Background: The approval of new oral disease-modifying drugs (DMDs), such as fingolimod, dimethyl fumarate (DMF), and teriflunamide, has considerably expanded treatment options for relapsing forms of multiple sclerosis (MS). However, data describing the use of these agents in routine clinical practice are limited.
Objective: To describe time trends and identify factors associated with oral DMD treatment initiation and switching among individuals with MS.
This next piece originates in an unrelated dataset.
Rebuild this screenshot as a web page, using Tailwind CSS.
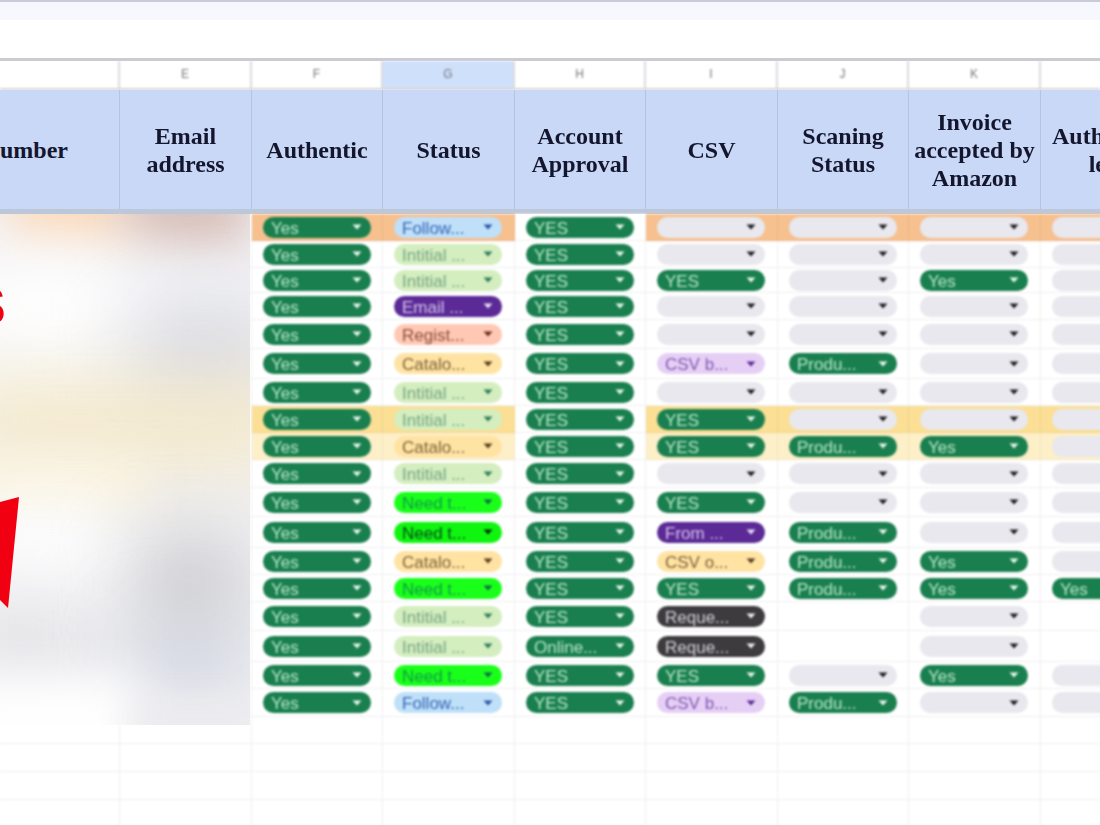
<!DOCTYPE html>
<html lang="en">
<head>
    <meta charset="UTF-8">
    <title>Sheet</title>
    <script src="https://cdn.jsdelivr.net/npm/@tailwindcss/browser@4"></script>
</head>
<body class="bg-white overflow-hidden">
    <div class="relative w-[1100px] h-[825px] overflow-hidden font-['Liberation_Sans',sans-serif]">
        <!-- Toolbar remains -->
        <div class="h-[2px] bg-[#c9cbd8]"></div>
        <div class="h-[18px] bg-[#f6f8fd]"></div>
        <div class="h-[38px] bg-white"></div>
        <div class="h-[3px] bg-[#cbcbd0]"></div>

        <!-- Column letters -->
        <div class="grid grid-cols-[120px_132px_131px_132px_131px_132px_131px_132px_150px] h-[29px] border-b-2 border-[#d4d4d8] text-[12px] text-[#74777e] text-center leading-[27px] blur-[0.8px]">
            <div class="border-r-2 border-[#dcdce0]"></div>
            <div class="border-r-2 border-[#dcdce0]">E</div>
            <div class="border-r-2 border-[#dcdce0]">F</div>
            <div class="border-r-2 border-[#dcdce0] bg-[#cfe0fa]">G</div>
            <div class="border-r-2 border-[#dcdce0]">H</div>
            <div class="border-r-2 border-[#dcdce0]">I</div>
            <div class="border-r-2 border-[#dcdce0]">J</div>
            <div class="border-r-2 border-[#dcdce0]">K</div>
            <div></div>
        </div>

        <!-- Header row -->
        <div class="grid grid-cols-[120px_132px_131px_132px_131px_132px_131px_132px_150px] h-[119px] bg-[#c9d8f7] font-['Liberation_Serif',serif] font-bold text-[24px] leading-[28px] text-[#14162e] text-center blur-[0.7px]">
            <div class="flex items-center justify-start overflow-hidden border-r border-[#b4c3de]"><span class="whitespace-nowrap">umber</span></div>
            <div class="flex items-center justify-center border-r border-[#b4c3de]">Email<br>address</div>
            <div class="flex items-center justify-center border-r border-[#b4c3de]">Authentic</div>
            <div class="flex items-center justify-center border-r border-[#b4c3de]">Status</div>
            <div class="flex items-center justify-center border-r border-[#b4c3de]">Account<br>Approval</div>
            <div class="flex items-center justify-center border-r border-[#b4c3de]">CSV</div>
            <div class="flex items-center justify-center border-r border-[#b4c3de]">Scaning<br>Status</div>
            <div class="flex items-center justify-center border-r border-[#b4c3de]">Invoice<br>accepted by<br>Amazon</div>
            <div class="flex items-center justify-center">Authenticity<br>letter</div>
        </div>
        <div class="h-[5px] bg-[#bcc7da]"></div>

        <!-- Data rows get rendered here -->
        <div id="rows" class="blur-[0.8px]"></div>

        <!-- Blurred out D and E columns -->
        <div class="absolute left-0 top-[214px] w-[250px] h-[511px] overflow-hidden bg-[#f2f2f5]">
            <div class="absolute left-[10px] top-[-30px] w-[120px] h-[55px] bg-[#fbd2ab] blur-xl"></div>
            <div class="absolute left-[125px] top-[-30px] w-[125px] h-[55px] bg-[#d3b6ae] blur-xl"></div>
            <div class="absolute left-[-40px] top-[40px] w-[170px] h-[110px] bg-white blur-2xl"></div>
            <div class="absolute left-[140px] top-[105px] w-[130px] h-[75px] bg-[#d2d4de] blur-2xl"></div>
            <div class="absolute left-[-40px] top-[175px] w-[340px] h-[70px] bg-[#f6e8bf] blur-2xl"></div>
            <div class="absolute left-[-40px] top-[245px] w-[190px] h-[50px] bg-[#faf2da] blur-xl"></div>
            <div class="absolute left-[-40px] top-[290px] w-[170px] h-[100px] bg-white blur-2xl"></div>
            <div class="absolute left-[-40px] top-[390px] w-[130px] h-[65px] bg-[#dedee1] blur-2xl"></div>
            <div class="absolute left-[140px] top-[325px] w-[100px] h-[85px] bg-[#c6c5c8] blur-2xl"></div>
            <div class="absolute left-[140px] top-[415px] w-[100px] h-[60px] bg-[#c6ccdb] blur-2xl"></div>
            <div class="absolute left-[-40px] top-[465px] w-[180px] h-[80px] bg-white blur-xl"></div>
            <div class="absolute left-[130px] top-[485px] w-[130px] h-[40px] bg-[#ecebee] blur-lg"></div>
        </div>

        <!-- Red annotations on top -->
        <span class="absolute left-[-29px] top-[280px] text-[52px] leading-[52px] font-bold text-[#f00010] blur-[0.7px]">S</span>
        <svg class="absolute left-0 top-[496px] blur-[0.7px]" width="20" height="114" viewBox="0 0 20 114">
            <polygon points="0,6 19,1 8,112 0,104" fill="#f00010"/>
        </svg>
    </div>

    <script>
        const styles = {
            yes: ['bg-[#1a7f4f] text-[#b7e6c8]', 'text-[#e6f5ea]'],
            empty: ['bg-[#e8e8ee] text-transparent', 'text-[#1d1d22]'],
            follow: ['bg-[#bfe0f8] text-[#3566b8]', 'text-[#2a55a8]'],
            initial: ['bg-[#d4eebf] text-[#76a585]', 'text-[#2e7d5b]'],
            purple: ['bg-[#5b2a96] text-[#d6c4ee]', 'text-[#e6dcf5]'],
            regist: ['bg-[#ffc8b4] text-[#8c4f38]', 'text-[#6b2f1c]'],
            amber: ['bg-[#ffe3a3] text-[#7d6238]', 'text-[#5c3d1c]'],
            need: ['bg-[#1aff1a] text-[#119a4a]', 'text-[#0e6a4c]'],
            needDark: ['bg-[#10f510] text-[#064a1e]', 'text-[#06280f]'],
            csvb: ['bg-[#e6cff5] text-[#7f58b0]', 'text-[#5b2a96]'],
            dark: ['bg-[#3d3b3e] text-[#cfcfd6]', 'text-[#f0f0f0]'],
        };

        const Y = ['yes', 'Yes'], C = ['yes', 'YES'], P = ['yes', 'Produ...'], E = ['empty', ''], N = null;
        const FL = ['follow', 'Follow...'], IN = ['initial', 'Intitial ...'], CA = ['amber', 'Catalo...'], NT = ['need', 'Need t...'];
        const CB = ['csvb', 'CSV b...'], RQ = ['dark', 'Reque...'];

        // height, row colour, then cols F to L
        const rows = [
            [27, 'orange', [Y, FL, C, E, E, E, E]],
            [27, '', [Y, IN, C, E, E, E, E]],
            [25, '', [Y, IN, C, C, E, Y, E]],
            [27, '', [Y, ['purple', 'Email ...'], C, E, E, E, E]],
            [29, '', [Y, ['regist', 'Regist...'], C, E, E, E, E]],
            [30, '', [Y, CA, C, CB, P, E, E]],
            [27, '', [Y, IN, C, E, E, E, E]],
            [27, 'yellow', [Y, IN, C, C, E, E, E]],
            [27, 'cream', [Y, CA, C, C, P, Y, E]],
            [28, '', [Y, IN, C, E, E, E, E]],
            [29, '', [Y, NT, C, C, E, E, E]],
            [31, '', [Y, ['needDark', 'Need t...'], C, ['purple', 'From ...'], P, E, E]],
            [27, '', [Y, CA, C, ['amber', 'CSV o...'], P, Y, E]],
            [27, '', [Y, NT, C, C, P, Y, Y]],
            [29, '', [Y, IN, C, RQ, N, E, N]],
            [31, '', [Y, IN, ['yes', 'Online...'], RQ, N, E, N]],
            [27, '', [Y, NT, C, C, E, Y, E]],
            [28, '', [Y, FL, C, CB, P, E, E]],
            [27, '', [N, N, N, N, N, N, N]],
            [28, '', [N, N, N, N, N, N, N]],
            [28, '', [N, N, N, N, N, N, N]],
            [30, '', [N, N, N, N, N, N, N]],
        ];

        const rowBg = {
            orange: 'bg-[#f6c08f] border-[#eeb584]',
            yellow: 'bg-[#fbdf95] border-[#f0d48c]',
            cream: 'bg-[#fdefc8] border-[#f3e5bd]',
            '': 'bg-white border-[#f0f0f4]',
        };

        function pill(cell) {
            if (!cell) return '';
            const [bg, arrow] = styles[cell[0]];
            return `<div class="flex items-center justify-between w-[108px] h-[21px] ml-[11px] pl-[8px] pr-[9px] rounded-full text-[17px] leading-[21px] whitespace-nowrap ${bg}">
                <span class="translate-y-[1px]">${cell[1]}</span>
                <svg class="${arrow}" width="10" height="6" viewBox="0 0 10 6"><path d="M0.5 0.5h9L5 5.5z" fill="currentColor"/></svg>
            </div>`;
        }

        document.getElementById('rows').innerHTML = rows.map(([h, colour, cells]) => {
            const tds = cells.map((cell, i) => {
                // Account Approval stays white on highlighted rows
                const bg = i === 2 ? rowBg[''] : rowBg[colour];
                return `<div class="flex items-center border-r border-b ${bg}">${pill(cell)}</div>`;
            }).join('');
            return `<div class="grid grid-cols-[120px_132px_131px_132px_131px_132px_131px_132px_150px]" style="height:${h}px">
                <div class="border-r border-b border-[#f0f0f4]"></div>
                <div class="border-r border-b border-[#f0f0f4]"></div>
                ${tds}
            </div>`;
        }).join('');
    </script>
</body>
</html>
Methods: Using data from a large sample of commercially insured patients, we evaluated changes over time in the proportion of MS patients who initiated treatment with an oral DMD and who switched from an injectable DMD to an oral DMD between 2009 and 2014 in the United States. We evaluated predictors of oral DMD use using conditional logistic regression in 2 groups matched on calendar time: oral DMD initiators matched to injectable DMDs initiators and oral DMD switchers matched to those who switched to a second injectable DMD.
Results: Our cohort included 7,576 individuals who initiated a DMD and 1,342 who switched DMDs, of which oral DMDs accounted for 6% and 39%, respectively. Oral DMD initiation and switching steadily increased from 5% to 16% and 35% to 84%, respectively, between 2011 and 2014, with DMF being the most commonly used agent. Of the potential predictors with clinical significance, a recent neurologist consultation (OR = 1.60; 95% CI = 1.20-2.15) and emergency department visit (OR = 1.43; 95% CI = 1.01-2.01) were significantly associated with oral DMD initiation. History of depression was noted to be a potential predictor of oral DMD initiation; however, the estimate for this predictor did not reach statistical significance (OR = 1.35; 95% CI = 0.99-1.84). No clinically relevant factors measured in our data were associated with switching to an oral DMD.
Conclusions: Oral DMDs were found to be routinely used as second-line treatment. However, we identified few factors predictive of oral DMD initiation or switching, which implies that their selection is driven by patient and/or physician preferences.
Disclosures: This study was funded by CVS Caremark through an unrestricted research grant to Brigham and Women's Hospital. Shrank and Matlin were employees of, and shareholders in, CVS Health at the time of the study; they report no financial interests in products or services that are related to the subject of this study. Spettell is an employee of, and shareholder in, Aetna. Chitnis serves on clinical trial advisory boards for Novartis and Genzyme-Sanofi; has consulted for Bayer, Biogen Idec, Celgene, Novartis, Merck-Serono, and Genentech-Roche; and has received research support from NIH, National Multiple Sclerosis Society, Peabody Foundation, Consortium for MS Centers, Guthy Jackson Charitable Foundation, EMD-Serono, Novartis Biogen, and Verily. Desai reports receiving a research grant from Merck for unrelated work. Gagne is principal investigator of a research grant from Novartis Pharmaceuticals Corporation to the Brigham and Women's Hospital and has received grant support from Eli Lilly, all for unrelated work. He is also a consultant to Aetion and Optum. Minden reports grants from Biogen and other fees from Genentech, EMD Serano, Avanir, and Novartis, unrelated to this study. The other authors have no conflicts to report. This study was presented as a poster at the International Society for Pharmacoepidemiology 32nd Annual Meeting; August 25-28, 2016; Dublin, Ireland.